Yakınlarınız sadece belli dönüm noktalarında yanınızda olabilir, hayatın kanunu bu. Çocuğunuzu kucağınıza aldığınızda anne-babanız yanınızdadır ama o kadar. Çocukları kader arkadaşlarınızla birlikte büyütürsünüz. Onlar da fidanlar gibi birbirine tutunarak büyür. Gurbette iyi arkadaş herşeydir. Yardıma ihtiyacın olduğunda arkanda, mutlu gününde yanıbaşındadır.

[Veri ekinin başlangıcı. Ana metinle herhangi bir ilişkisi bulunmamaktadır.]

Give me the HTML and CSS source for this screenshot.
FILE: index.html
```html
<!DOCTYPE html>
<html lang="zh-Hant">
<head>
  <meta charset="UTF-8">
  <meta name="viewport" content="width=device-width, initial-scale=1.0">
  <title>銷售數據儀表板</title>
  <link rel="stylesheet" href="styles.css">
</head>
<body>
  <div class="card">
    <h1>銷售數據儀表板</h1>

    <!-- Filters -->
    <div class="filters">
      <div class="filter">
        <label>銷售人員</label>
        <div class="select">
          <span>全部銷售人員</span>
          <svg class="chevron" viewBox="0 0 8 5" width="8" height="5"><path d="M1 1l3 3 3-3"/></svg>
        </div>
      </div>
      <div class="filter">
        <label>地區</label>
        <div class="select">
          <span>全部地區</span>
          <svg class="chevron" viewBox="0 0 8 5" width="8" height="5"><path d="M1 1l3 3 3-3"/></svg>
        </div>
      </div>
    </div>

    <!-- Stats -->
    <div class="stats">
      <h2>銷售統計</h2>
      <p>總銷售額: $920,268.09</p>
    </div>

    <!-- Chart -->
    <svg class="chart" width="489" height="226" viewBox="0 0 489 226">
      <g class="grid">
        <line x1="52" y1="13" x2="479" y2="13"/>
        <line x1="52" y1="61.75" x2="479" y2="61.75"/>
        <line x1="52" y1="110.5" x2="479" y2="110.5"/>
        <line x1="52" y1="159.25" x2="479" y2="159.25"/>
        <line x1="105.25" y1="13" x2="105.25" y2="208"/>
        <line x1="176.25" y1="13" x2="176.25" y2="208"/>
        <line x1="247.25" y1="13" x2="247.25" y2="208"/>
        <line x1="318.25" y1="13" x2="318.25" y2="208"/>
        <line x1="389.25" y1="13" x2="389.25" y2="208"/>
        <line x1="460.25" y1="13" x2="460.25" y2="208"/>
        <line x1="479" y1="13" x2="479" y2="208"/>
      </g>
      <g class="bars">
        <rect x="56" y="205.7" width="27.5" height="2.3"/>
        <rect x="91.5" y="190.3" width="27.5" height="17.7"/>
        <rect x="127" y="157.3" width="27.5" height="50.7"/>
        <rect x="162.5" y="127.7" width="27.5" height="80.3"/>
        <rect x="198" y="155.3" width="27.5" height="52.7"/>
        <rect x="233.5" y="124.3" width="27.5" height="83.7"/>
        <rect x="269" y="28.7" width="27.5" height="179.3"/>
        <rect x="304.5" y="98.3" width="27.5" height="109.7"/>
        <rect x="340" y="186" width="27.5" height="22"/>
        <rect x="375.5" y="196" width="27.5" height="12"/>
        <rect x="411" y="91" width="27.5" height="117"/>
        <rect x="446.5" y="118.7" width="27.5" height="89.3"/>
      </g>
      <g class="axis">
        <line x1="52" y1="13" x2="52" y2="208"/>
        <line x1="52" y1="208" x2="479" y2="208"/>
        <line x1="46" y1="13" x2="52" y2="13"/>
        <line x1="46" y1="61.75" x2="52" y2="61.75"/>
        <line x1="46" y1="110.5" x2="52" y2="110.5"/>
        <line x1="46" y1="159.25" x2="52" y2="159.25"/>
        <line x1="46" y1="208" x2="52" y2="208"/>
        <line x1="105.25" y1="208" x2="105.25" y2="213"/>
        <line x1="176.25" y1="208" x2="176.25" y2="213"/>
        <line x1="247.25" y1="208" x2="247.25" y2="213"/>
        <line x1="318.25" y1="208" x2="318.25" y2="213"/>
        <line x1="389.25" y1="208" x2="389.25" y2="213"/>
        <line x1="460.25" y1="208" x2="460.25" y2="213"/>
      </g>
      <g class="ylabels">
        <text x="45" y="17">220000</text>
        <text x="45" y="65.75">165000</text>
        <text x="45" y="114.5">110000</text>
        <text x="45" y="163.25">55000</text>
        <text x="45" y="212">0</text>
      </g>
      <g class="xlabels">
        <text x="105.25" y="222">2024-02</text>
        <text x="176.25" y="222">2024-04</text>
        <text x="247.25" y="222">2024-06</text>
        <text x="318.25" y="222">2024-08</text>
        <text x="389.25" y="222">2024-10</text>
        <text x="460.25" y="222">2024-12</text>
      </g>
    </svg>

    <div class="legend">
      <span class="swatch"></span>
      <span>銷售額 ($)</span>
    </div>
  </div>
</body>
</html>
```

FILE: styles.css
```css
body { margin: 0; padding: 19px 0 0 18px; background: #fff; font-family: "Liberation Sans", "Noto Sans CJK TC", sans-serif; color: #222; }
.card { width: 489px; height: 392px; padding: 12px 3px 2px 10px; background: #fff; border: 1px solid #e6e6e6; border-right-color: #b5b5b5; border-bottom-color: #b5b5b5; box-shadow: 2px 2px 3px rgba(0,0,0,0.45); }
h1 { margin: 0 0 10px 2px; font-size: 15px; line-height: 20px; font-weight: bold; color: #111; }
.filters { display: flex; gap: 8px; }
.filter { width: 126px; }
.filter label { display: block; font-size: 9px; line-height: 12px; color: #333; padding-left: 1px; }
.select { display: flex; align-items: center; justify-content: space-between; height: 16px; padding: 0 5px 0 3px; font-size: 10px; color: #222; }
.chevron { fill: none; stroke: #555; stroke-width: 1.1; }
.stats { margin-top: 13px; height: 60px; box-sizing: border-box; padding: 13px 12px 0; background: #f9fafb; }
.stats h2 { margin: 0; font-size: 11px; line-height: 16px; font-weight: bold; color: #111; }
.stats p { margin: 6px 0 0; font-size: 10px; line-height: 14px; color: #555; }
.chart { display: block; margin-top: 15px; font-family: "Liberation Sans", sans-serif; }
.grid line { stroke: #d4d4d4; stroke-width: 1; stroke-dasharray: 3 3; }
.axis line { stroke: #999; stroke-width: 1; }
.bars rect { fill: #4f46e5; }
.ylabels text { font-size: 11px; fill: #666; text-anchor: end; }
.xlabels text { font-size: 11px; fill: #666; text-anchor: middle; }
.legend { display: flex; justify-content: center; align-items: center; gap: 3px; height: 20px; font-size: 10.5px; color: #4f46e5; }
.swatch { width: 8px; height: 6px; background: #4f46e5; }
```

Çalışma hayatı streslidir, hele de gazetecilik hiç temposu düşmeyen bir koşuşturmadır. Yazı İşleri masasında oturanlar hergün yeniden doğum yapmak zorunda olan anne gibi kıvranırlar. Müdakkik zihinlere, enerjisi bitmeyen lokomotiflere, stresi yutan geniş gönüllere ve dalgakıranlara ihtiyaç vardır.
Güray Demir başından beri sıraladığım şeylerin hepsini yaşayan bir adamdı. Bütün mesai arkadaşlarımız buna gönülden şahitlik eder. Çocukların oyun enerjisine bir de Güray’ın çalışma temposuna akıl erdiremedim bir türlü. Hangi işi yaparken görseniz, dünyanın en önemli meselesini çözmeye çalıştığını sanabilirdiniz. Büyük küçük demez her konuya aynı ciddiyetle bakardı.

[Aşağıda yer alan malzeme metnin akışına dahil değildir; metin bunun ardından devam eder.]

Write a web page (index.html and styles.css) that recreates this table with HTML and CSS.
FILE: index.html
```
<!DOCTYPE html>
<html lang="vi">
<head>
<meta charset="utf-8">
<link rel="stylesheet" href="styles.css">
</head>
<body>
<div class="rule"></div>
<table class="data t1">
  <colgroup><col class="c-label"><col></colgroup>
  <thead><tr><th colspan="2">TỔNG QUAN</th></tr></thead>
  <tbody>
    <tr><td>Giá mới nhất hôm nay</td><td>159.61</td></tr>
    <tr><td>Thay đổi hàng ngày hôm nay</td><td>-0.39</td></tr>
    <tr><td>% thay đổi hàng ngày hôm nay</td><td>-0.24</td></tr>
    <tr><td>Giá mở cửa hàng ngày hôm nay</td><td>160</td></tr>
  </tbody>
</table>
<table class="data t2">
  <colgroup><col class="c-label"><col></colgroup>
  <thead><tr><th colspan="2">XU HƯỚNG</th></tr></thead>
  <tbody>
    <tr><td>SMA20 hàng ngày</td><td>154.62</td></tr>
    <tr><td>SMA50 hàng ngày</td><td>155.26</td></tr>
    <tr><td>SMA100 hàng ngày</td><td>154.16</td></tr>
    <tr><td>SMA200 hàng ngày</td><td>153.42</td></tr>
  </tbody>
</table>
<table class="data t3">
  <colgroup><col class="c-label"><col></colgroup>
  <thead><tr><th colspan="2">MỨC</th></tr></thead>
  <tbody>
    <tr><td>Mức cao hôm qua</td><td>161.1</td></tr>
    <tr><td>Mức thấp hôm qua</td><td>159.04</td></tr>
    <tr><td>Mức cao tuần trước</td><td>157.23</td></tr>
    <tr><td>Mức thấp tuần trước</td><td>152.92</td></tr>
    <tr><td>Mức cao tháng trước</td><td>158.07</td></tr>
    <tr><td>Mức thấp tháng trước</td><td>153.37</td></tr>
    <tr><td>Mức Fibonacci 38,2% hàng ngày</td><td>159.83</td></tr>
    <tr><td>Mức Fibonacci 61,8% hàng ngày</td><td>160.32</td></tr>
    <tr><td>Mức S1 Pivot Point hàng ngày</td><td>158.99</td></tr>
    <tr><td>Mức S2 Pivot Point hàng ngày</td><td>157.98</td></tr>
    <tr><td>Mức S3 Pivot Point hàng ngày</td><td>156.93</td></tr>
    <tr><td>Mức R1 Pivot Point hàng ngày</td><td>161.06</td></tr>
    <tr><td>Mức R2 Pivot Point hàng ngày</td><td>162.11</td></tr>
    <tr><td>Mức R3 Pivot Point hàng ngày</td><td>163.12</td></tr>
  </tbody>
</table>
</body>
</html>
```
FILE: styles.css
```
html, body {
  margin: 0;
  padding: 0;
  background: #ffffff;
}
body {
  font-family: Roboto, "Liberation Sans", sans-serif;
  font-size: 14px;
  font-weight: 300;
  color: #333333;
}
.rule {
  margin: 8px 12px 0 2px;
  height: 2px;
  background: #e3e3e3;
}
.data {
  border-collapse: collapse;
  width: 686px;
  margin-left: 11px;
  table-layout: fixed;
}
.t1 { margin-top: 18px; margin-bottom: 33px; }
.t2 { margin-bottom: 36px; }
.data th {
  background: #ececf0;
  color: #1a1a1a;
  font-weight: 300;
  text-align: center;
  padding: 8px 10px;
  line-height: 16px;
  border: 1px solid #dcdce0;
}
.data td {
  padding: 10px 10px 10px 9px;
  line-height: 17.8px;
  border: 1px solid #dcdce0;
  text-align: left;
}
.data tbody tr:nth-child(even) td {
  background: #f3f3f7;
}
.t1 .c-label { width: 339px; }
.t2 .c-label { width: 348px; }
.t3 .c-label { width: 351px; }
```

Yazı işleri çalışanlarının boynuna ‘ateşle yaklaşmayın’ tabelası asılsa yeridir; en küçük kıvılcımda büyük patlamalar yaşanır. Güray’ın kimseyle tartıştığını görmedim. Elbette işin stresiyle yönelenler olmuştur, lakin hepsi onun buzdağını andıran sükunetinde soğuyup giderdi. Küçükleri ve astları dahil herkese aynı saygıyla yaklaştığı için mukabilinde çalıştığı yerin en saygıdeğer adamlarından biri olurdu.

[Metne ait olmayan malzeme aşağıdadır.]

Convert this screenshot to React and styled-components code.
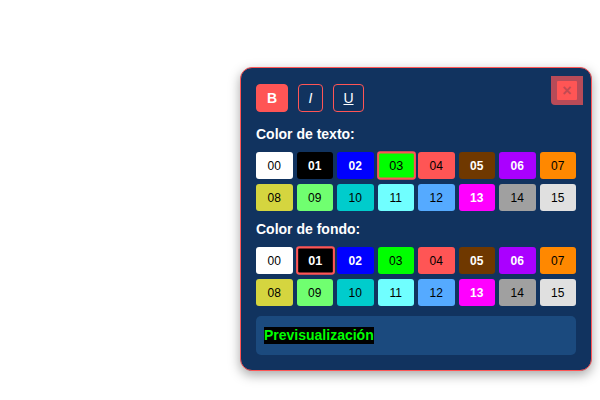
import React, { useState } from "react";
import styled, { createGlobalStyle } from "styled-components";

const GlobalStyle = createGlobalStyle`
  body {
    margin: 0;
    background: #ffffff;
    font-family: "Liberation Sans", Arial, sans-serif;
  }
`;

const Page = styled.div`
  width: 600px;
  height: 400px;
  display: flex;
  justify-content: flex-end;
  align-items: flex-start;
  padding: 67px 8px 0 0;
  box-sizing: border-box;
`;

const Panel = styled.div`
  position: relative;
  width: 352px;
  box-sizing: border-box;
  padding: 16px 15px 15px 15px;
  background: #11335f;
  border: 1px solid #ff5555;
  border-radius: 12px;
  box-shadow: 0 4px 12px rgba(0, 0, 0, 0.35);
  color: #ffffff;
`;

const CloseButton = styled.button`
  position: absolute;
  top: 8px;
  right: 8px;
  width: 32px;
  height: 29px;
  padding: 5px 6px;
  border: none;
  border-radius: 0 0 0 4px;
  background: rgba(255, 85, 85, 0.7);
  display: flex;
  cursor: pointer;
`;

const CloseInner = styled.span`
  flex: 1;
  background: #ff5555;
  border-radius: 1px;
  color: #c24a52;
  font-size: 16px;
  font-weight: 700;
  line-height: 19px;
  text-align: center;
`;

const Toolbar = styled.div`
  display: flex;
  gap: 10px;
  margin-bottom: 12px;
`;

const StyleButton = styled.button`
  height: 28px;
  min-width: ${(p) => p.$w}px;
  padding: 0;
  border-radius: 4px;
  border: 1px solid #ff5555;
  background: ${(p) => (p.$active ? "#ff5555" : "transparent")};
  color: #ffffff;
  font-family: "Liberation Sans", Arial, sans-serif;
  font-size: 14px;
  font-weight: ${(p) => (p.$bold ? 700 : 400)};
  font-style: ${(p) => (p.$italic ? "italic" : "normal")};
  text-decoration: ${(p) => (p.$underline ? "underline" : "none")};
  cursor: pointer;
`;

const Label = styled.div`
  font-size: 14px;
  font-weight: 700;
  line-height: 20px;
  margin-bottom: 8px;
`;

const Grid = styled.div`
  display: grid;
  grid-template-columns: repeat(8, 1fr);
  column-gap: 4px;
  row-gap: 5px;
  margin-bottom: 8px;
`;

const Swatch = styled.button`
  height: 27px;
  padding: 0;
  border-radius: 3px;
  border: ${(p) => (p.$selected ? "2px solid #ff5555" : "none")};
  transform: ${(p) => (p.$selected ? "scale(1.05)" : "none")};
  background: ${(p) => p.$bg};
  color: ${(p) => (p.$light ? "#ffffff" : "#000000")};
  font-family: "Liberation Sans", Arial, sans-serif;
  font-size: 12px;
  font-weight: ${(p) => (p.$light ? 700 : 400)};
  cursor: pointer;
`;

const Preview = styled.div`
  margin-top: 10px;
  height: 39px;
  box-sizing: border-box;
  padding: 0 8px;
  display: flex;
  align-items: center;
  background: #1b4a7e;
  border-radius: 5px;
`;

const PreviewText = styled.span`
  background: ${(p) => p.$bg};
  color: ${(p) => p.$fg};
  font-size: 14px;
  font-weight: 700;
  line-height: 17px;
`;

const COLORS = [
  { bg: "#ffffff" },
  { bg: "#000000", light: true },
  { bg: "#0000ff", light: true },
  { bg: "#00ff00" },
  { bg: "#ff5555" },
  { bg: "#6f3800", light: true },
  { bg: "#aa00ff", light: true },
  { bg: "#ff8800" },
  { bg: "#d5d53f" },
  { bg: "#70ff70" },
  { bg: "#00cccc" },
  { bg: "#70ffff" },
  { bg: "#55aaff" },
  { bg: "#ff00ff", light: true },
  { bg: "#a0a0a0" },
  { bg: "#e0e0e0" },
];

const Palette = ({ selected, onPick }) => (
  <Grid>
    {COLORS.map((c, i) => (
      <Swatch
        key={i}
        $bg={c.bg}
        $light={c.light}
        $selected={selected === i}
        onClick={() => onPick(i)}
      >
        {String(i).padStart(2, "0")}
      </Swatch>
    ))}
  </Grid>
);

export default function App() {
  const [fg, setFg] = useState(3);
  const [bg, setBg] = useState(1);

  return (
    <>
      <GlobalStyle />
      <Page>
        <Panel>
          <CloseButton>
            <CloseInner>×</CloseInner>
          </CloseButton>
          <Toolbar>
            <StyleButton $w={32} $active $bold>B</StyleButton>
            <StyleButton $w={25} $italic>I</StyleButton>
            <StyleButton $w={31} $underline>U</StyleButton>
          </Toolbar>
          <Label>Color de texto:</Label>
          <Palette selected={fg} onPick={setFg} />
          <Label>Color de fondo:</Label>
          <Palette selected={bg} onPick={setBg} />
          <Preview>
            <PreviewText $fg={COLORS[fg].bg} $bg={COLORS[bg].bg}>
              Previsualización
            </PreviewText>
          </Preview>
        </Panel>
      </Page>
    </>
  );
}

Bir kaç saat oldu öğrendiğim; Güray artık gitmiş. Uzun süredir mücadele ettiği hastalığa yenik düşmüş. Hepimizi bekleyen son; bizim için sürpriz değil. Buranın meşakkat yurdu olduğunun bilincindeyiz, gidilen yerin daha güzel olduğuna inanıyoruz. Ama yine de içimiz acıyor, yüreğimiz burkuluyor. Tıpkı oğlu ibrahimin kabri başında ‘kalp hüzünlenir, göz yaşarır’ diyen Peygamberimiz (as) gibi… en acısı pek çok sevinci ve hüznü, hayatın önemli kesitlerini paylaştığın bir kader arkadaşını son yolculuğunda yalnız bırakmak, görevlerini yerine getirememek. Çocuklarını ve eşini teselli edememek. Katmerli gurbetin en zor anı dostlara uzaktan veda etmek…
KİMDİR | GÜRAY DEMİR
1968 yılında Muğla’nın Yatağan ilçesinde dünyaya geldi. İlkokulu Yatağan’ın Yeşilbağcılar kasabasında, liseyi Isparta’nın Keçiborlu ilçesinde bitirdi. 1991 yılında Ege Üniversitesi Basın Yayın Yüksekokulu Radyo Televizyon Bölümünden mezun oldu. 2 yıl kadar İzmir TRT’de dış yapımcı olarak çalıştıktan sonra Zaman gazetesinde muhabir olarak işe başladı.
2009 yılı sonuna kadar Zaman gazetesinde çalıştı. İç Haberler Editörlüğü ve Ege Bölge Haber Müdürlüğü görevlerinde bulunduktan sonra 2009’un Ağustos ayında Cihan Haber Ajansı’na geçti. Cihan Haber Ajansı’nda İç Haberler Editörü olarak görev yaptı. Zaman ve Cihan’a kayyım atanması kararı sonrası Muhabir Ajansı’nın kurucuları arasında yer aldı. Evli ve üç çocuk babası.